Sono le considerazioni di Ubaldo Livolsi, professore di Corporate Finance e fondatore della Livolsi & Partners S.p.A., nel nuovo appuntamento della sua rubrica con l’agenzia Dire, curata da Angelica Bianco.

“Tuttavia- continua- è fondamentale focalizzarsi sulla situazione interna del nostro Paese. Secondo i dati Istat relativi al 2024, presentati la settimana scorsa, l’economia italiana ha registrato lo scorso anno una crescita modesta dello 0,7%, inferiore alla previsione ufficiale dell’1% formulata dal Governo. Nonostante ciò, il deficit di bilancio è sceso al 3,4% del Pil, meglio dell’obiettivo del 3,8% fissato da Palazzo Chigi, grazie a un aumento delle entrate fiscali. L’analisi dei dati mostra che la crescita è stata sostenuta sia dalla domanda interna che dagli scambi commerciali. Le esportazioni sono aumentate dello 0,4%, mentre le importazioni sono diminuite dello 0,7%. Tuttavia, le prospettive per quest’anno rimangono caute, con il ministero dell’Economia, guidato da Giancarlo Giorgetti, che punta a una crescita dell’1,2%, un obiettivo considerato irrealistico da molti analisti”.

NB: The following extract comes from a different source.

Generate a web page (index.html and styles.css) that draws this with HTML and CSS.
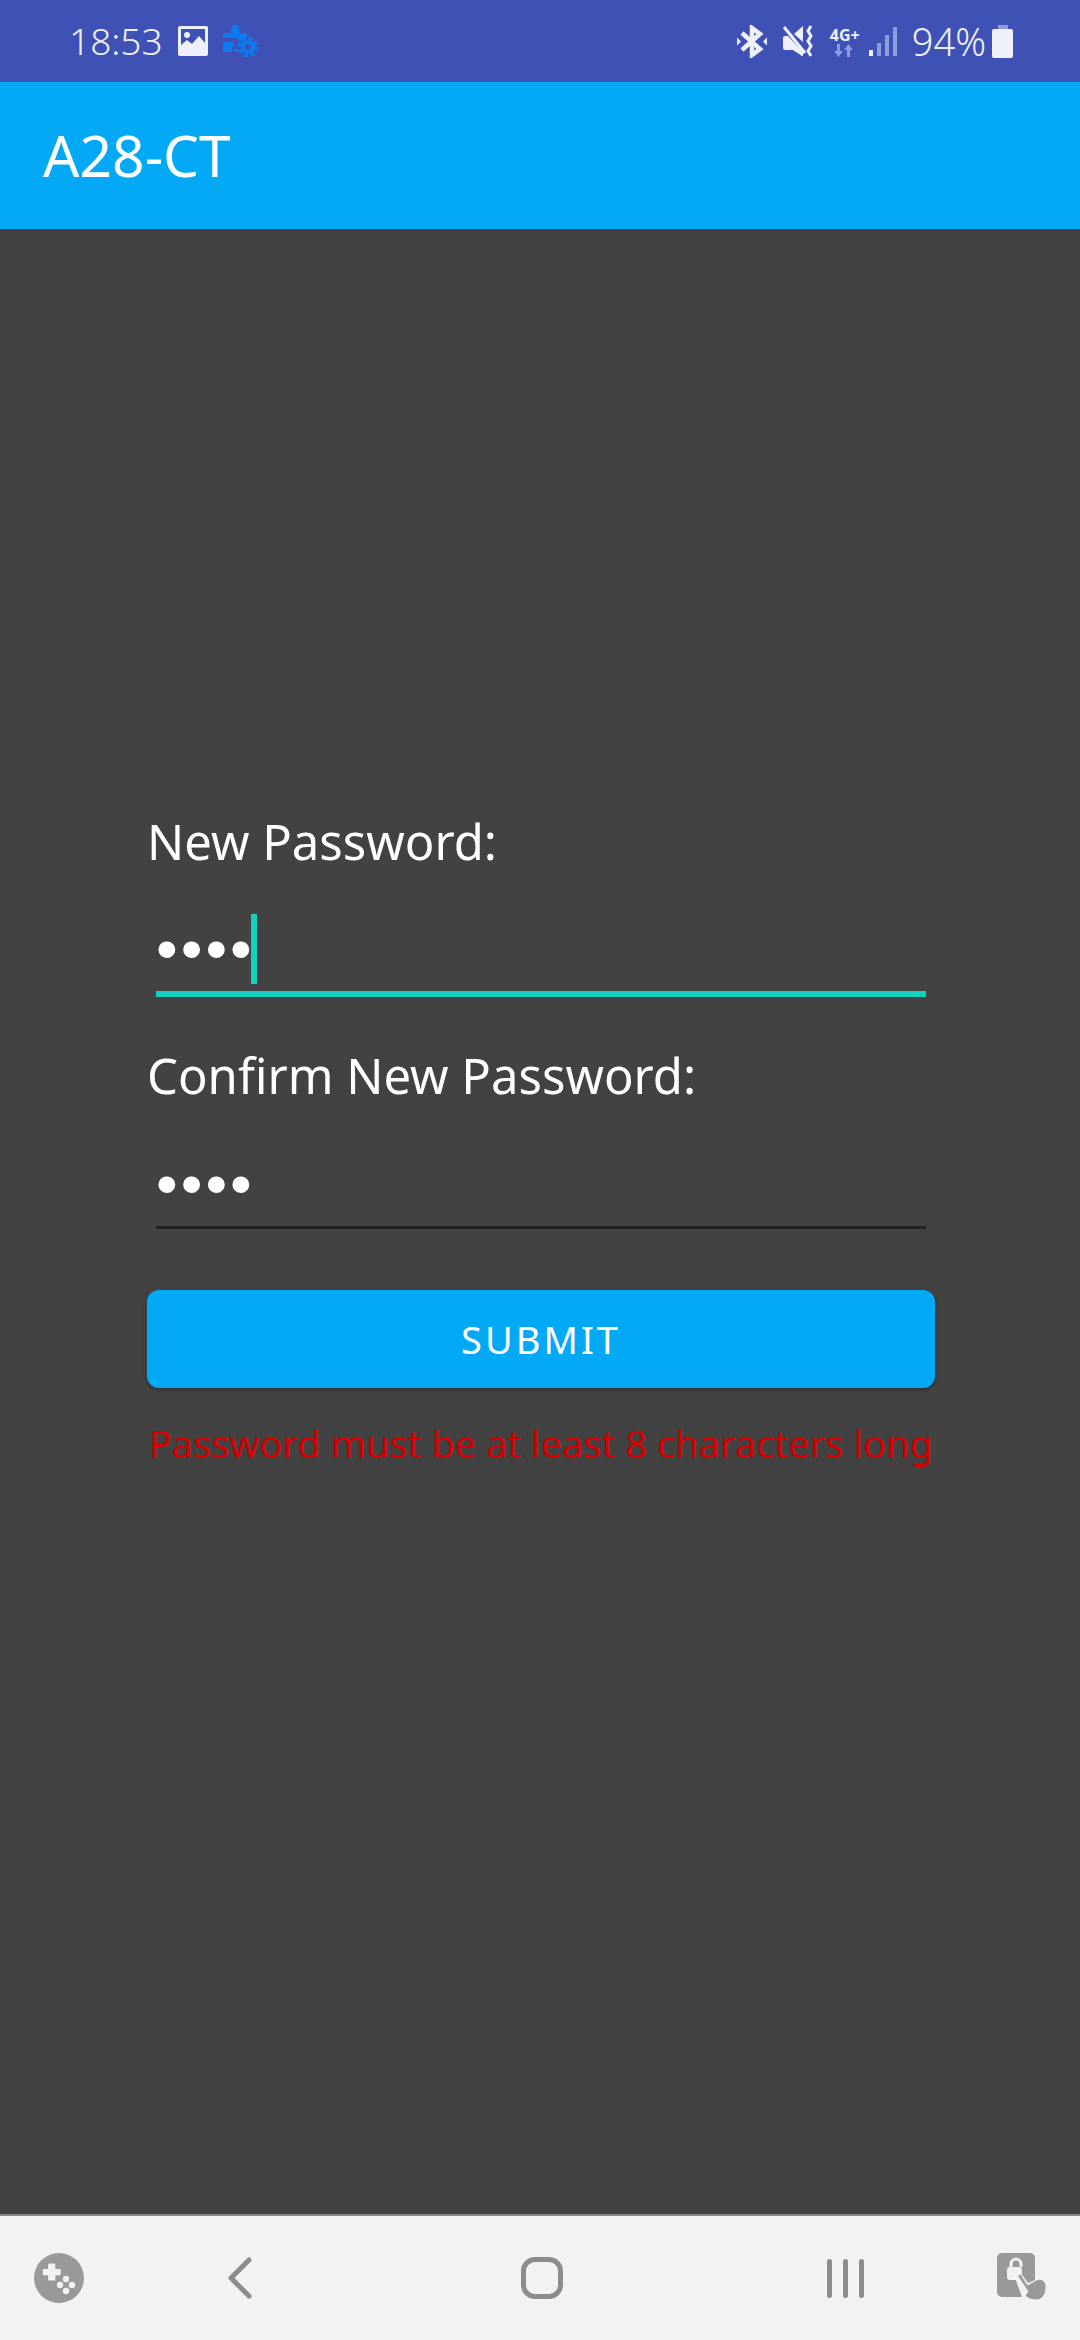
FILE: index.html
```html
<!DOCTYPE html>
<html lang="en">
<head>
    <meta charset="UTF-8">
    <meta name="viewport" content="width=device-width, initial-scale=1.0">
    <title>A28-CT</title>
    <link rel="stylesheet" href="styles.css">
</head>
<body>
    <div class="status-bar">
        <span class="clock">18:53</span>
        <svg class="icon-picture" width="32" height="30" viewBox="0 0 32 30">
            <path fill="#eef0fa" fill-rule="evenodd" d="M3 0h26a2 2 0 0 1 2 2v26a2 2 0 0 1-2 2H3a2 2 0 0 1-2-2V2a2 2 0 0 1 2-2zM4 3v16l6-5 5 4 7-8 6 7V3z"/>
            <circle cx="10" cy="9" r="3" fill="#eef0fa"/>
        </svg>
        <svg class="icon-puzzle" width="36" height="34" viewBox="0 0 36 34">
            <path fill="#0a7bf0" d="M0 9h8V5a4 4 0 0 1 8 0v4h8v5a8 8 0 0 0-7 6h-1v-3a3 3 0 0 0-3-3H0zM0 18h9a2.500 2.500 0 0 1 0 5v5H0z"/>
            <path fill="#0a7bf0" d="M11 25h4v3h-4z"/>
            <circle cx="25" cy="23" r="5" fill="none" stroke="#0a7bf0" stroke-width="4"/>
            <circle cx="25" cy="23" r="8.500" fill="none" stroke="#0a7bf0" stroke-width="3.500" stroke-dasharray="3.800 2.900"/>
        </svg>
        <div class="status-right">
            <svg class="icon-bt" width="30" height="33" viewBox="0 0 30 33">
                <path fill="none" stroke="#eef0fa" stroke-width="4.500" d="M5 8l18 16-8 6V3l8 6L5 25"/>
                <path fill="#eef0fa" d="M0 12.500l4 4-4 4zM30 12.500l-4 4 4 4z"/>
            </svg>
            <svg class="icon-mute" width="33" height="33" viewBox="0 0 33 33">
                <path fill="#eef0fa" d="M1 13a2 2 0 0 1 2-2h3l15 16v4h-1l-9-6H3a2 2 0 0 1-2-2zM12 9l9-8v16z"/>
                <path fill="none" stroke="#eef0fa" stroke-width="3" d="M2 2l21 26"/>
                <path fill="none" stroke="#eef0fa" stroke-width="3" d="M29 1l-3 5 3 5-3 5 3 5-3 5 3 5"/>
            </svg>
            <div class="net">
                <span class="net-label">4G+</span>
                <svg width="24" height="13" viewBox="0 0 24 13">
                    <path fill="#8f9cdc" d="M4 0h3v7h3l-4.500 6L1 7h3zM17 13h-3V6h-3l4.500-6L20 6h-3z"/>
                </svg>
            </div>
            <svg class="icon-signal" width="29" height="33" viewBox="0 0 29 33">
                <rect x="0" y="25" width="4" height="6" fill="#eef0fa"/>
                <rect x="8" y="18" width="4" height="13" fill="#8f9cdc"/>
                <rect x="16" y="10" width="4" height="21" fill="#8f9cdc"/>
                <rect x="24" y="2" width="4" height="29" fill="#8f9cdc"/>
            </svg>
            <span class="battery-text">94%</span>
            <div class="battery"><div class="battery-cap"></div><div class="battery-body"></div></div>
        </div>
    </div>

    <header class="app-bar">
        <h1>A28-CT</h1>
    </header>

    <main class="content">
        <form class="form">
            <label class="field-label">New Password:</label>
            <div class="field field-active">
                <span class="dots">••••</span><span class="caret"></span>
            </div>
            <label class="field-label field-label-second">Confirm New Password:</label>
            <div class="field">
                <span class="dots">••••</span>
            </div>
            <button type="button" class="submit">SUBMIT</button>
            <p class="error">Password must be at least 8 characters long</p>
        </form>
    </main>

    <nav class="nav-bar">
        <svg width="50" height="50" viewBox="0 0 50 50">
            <circle cx="25" cy="25" r="25" fill="#999"/>
            <path fill="#f2f2f2" d="M15 10h6a1 1 0 0 1 1 1v5h5a1 1 0 0 1 1 1v5a1 1 0 0 1-1 1h-5v5a1 1 0 0 1-1 1h-6a1 1 0 0 1-1-1v-5H9a1 1 0 0 1-1-1v-5a1 1 0 0 1 1-1h5v-5a1 1 0 0 1 1-1z" transform="translate(1.500 1.500) scale(.9)"/>
            <circle cx="32" cy="26" r="3.200" fill="#f2f2f2"/>
            <circle cx="26" cy="32" r="3.200" fill="#f2f2f2"/>
            <circle cx="38" cy="32" r="3.200" fill="#f2f2f2"/>
            <circle cx="32" cy="38" r="3.200" fill="#f2f2f2"/>
        </svg>
        <svg width="24" height="42" viewBox="0 0 24 42">
            <path fill="none" stroke="#8c8c8c" stroke-width="5" stroke-linecap="round" stroke-linejoin="round" d="M21 3L3 21l18 18"/>
        </svg>
        <div class="home-btn"></div>
        <div class="recents"><span></span><span></span><span></span></div>
        <svg width="50" height="50" viewBox="0 0 50 50">
            <rect x="0" y="0" width="38" height="44" rx="5" fill="#999"/>
            <path fill="none" stroke="#f2f2f2" stroke-width="3" d="M14 14v-3a5 5 0 0 1 10 0v3"/>
            <rect x="10" y="14" width="15" height="13" rx="3" fill="#f2f2f2"/>
            <path fill="#f2f2f2" d="M17 22l6-3 8 11 12-5 7 8-2 12-10 5-13-6z"/>
            <path fill="#999" d="M21 23l2.500-1.500 7 11 9-5a6 6 0 0 1 9 5c.5 8-3 14-9 14-4 0-8-1-11-4l3-4z"/>
        </svg>
    </nav>
</body>
</html>
```

FILE: styles.css
```css
* {
    box-sizing: border-box;
}

body {
    font-family: "Noto Sans", Arial, sans-serif;
    margin: 0;
    padding: 0;
    width: 1080px;
    height: 2340px;
    display: flex;
    flex-direction: column;
    background-color: #424242;
    color: #fff;
}

/* status bar */
.status-bar {
    height: 82px;
    background-color: #3f51b5;
    color: #eef0fa;
    display: flex;
    align-items: center;
    padding: 0 67px 0 69px;
    flex-shrink: 0;
}

.clock {
    font-size: 37px;
    font-weight: 300;
    line-height: 82px;
    margin-right: 14px;
}

.icon-picture {
    margin-right: 14px;
}

.status-right {
    margin-left: auto;
    display: flex;
    align-items: center;
}

.icon-bt {
    margin-right: 15px;
}

.icon-mute {
    margin-right: 14px;
}

.net {
    width: 32px;
    margin-right: 8px;
    display: flex;
    flex-direction: column;
    align-items: center;
}

.net-label {
    font-size: 16px;
    line-height: 18px;
    font-weight: 700;
}

.icon-signal {
    margin-right: 14px;
}

.battery-text {
    font-size: 38px;
    font-weight: 300;
    line-height: 82px;
    margin-right: 6px;
}

.battery {
    width: 21px;
    display: flex;
    flex-direction: column;
    align-items: center;
}

.battery-cap {
    width: 10px;
    height: 4px;
    background-color: #8f9cdc;
}

.battery-body {
    width: 21px;
    height: 29px;
    border-radius: 2px;
    background-color: #eef0fa;
}

/* app bar */
.app-bar {
    height: 147px;
    background-color: #03a9f4;
    padding: 0 43px;
    display: flex;
    align-items: center;
    flex-shrink: 0;
}

.app-bar h1 {
    margin: 0;
    font-size: 57px;
    font-weight: 400;
    line-height: 1;
}

/* form */
.content {
    flex: 1;
    padding: 580px 145px 0 147px;
}

.form {
    display: flex;
    flex-direction: column;
}

.field-label {
    font-size: 49px;
    font-weight: 400;
    line-height: 64px;
}

.field-label-second {
    margin-top: 46px;
}

.field {
    height: 122px;
    margin: 0 9px;
    display: flex;
    align-items: flex-end;
    border-bottom: 3px solid #222;
}

.field-active {
    border-bottom: 6px solid #14d0bf;
    height: 124px;
}

.dots {
    font-family: "Liberation Sans", Arial, sans-serif;
    font-size: 62px;
    line-height: 84px;
    letter-spacing: 3px;
}

.caret {
    width: 6px;
    height: 70px;
    margin-bottom: 7px;
    margin-left: -4px;
    background-color: #14d0bf;
}

.submit {
    margin-top: 61px;
    padding-left: 6px;
    height: 98px;
    border: 0;
    border-radius: 12px;
    background-color: #03a9f4;
    color: #fff;
    font-family: "Noto Sans", Arial, sans-serif;
    font-size: 38px;
    letter-spacing: 3px;
    box-shadow: 0 2px 4px rgba(0, 0, 0, .3);
}

.error {
    margin: 29px 0 0;
    text-align: center;
    color: #d50000;
    font-size: 38px;
    line-height: 52px;
    white-space: nowrap;
}

/* bottom nav */
.nav-bar {
    height: 126px;
    flex-shrink: 0;
    background-color: #f2f2f2;
    border-top: 2px solid #888;
    display: grid;
    grid-template-columns: 118px 244px 360px 246px 108px;
    justify-items: center;
    align-items: center;
}

.home-btn {
    width: 42px;
    height: 42px;
    border: 5px solid #8c8c8c;
    border-radius: 14px;
}

.recents {
    display: flex;
    gap: 11px;
}

.recents span {
    width: 5px;
    height: 39px;
    border-radius: 3px;
    background-color: #8c8c8c;
}
```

“Il settore manifatturiero italiano, tradizionalmente trainato dalle piccole e medie imprese (Pmi), soffre. A febbraio, l’attività manifatturiera si è contratta per l’undicesimo mese consecutivo, con l’Indice dei Responsabili degli Acquisti (Pmi) manifatturiero globale Hcob che si è attestato a 47,4, al di sotto della soglia di 50 che separa la crescita dalla contrazione. Questo indica- spiega ancora Livolsi- una debolezza persistente nel settore, con cali sia nella produzione che nei nuovi ordini”.

“Per uscire da questa situazione, è fondamentale rilanciare la competitività del Paese e favorire la creazione di nuovi posti di lavoro di qualità. Ciò richiede un indirizzamento strategico degli investimenti a sostegno delle eccellenze produttive, del tessuto delle Pmi e dello sviluppo dell’innovazione tecnologica, con particolare attenzione all’intelligenza artificiale e alla digitalizzazione. Dall’altra parte, la promozione di un debito comune a livello europeo potrebbe rappresentare un’opportunità per mobilitare risorse aggiuntive, garantendo un accesso equo ai finanziamenti e una condivisione dei rischi tra gli Stati membri” conclude.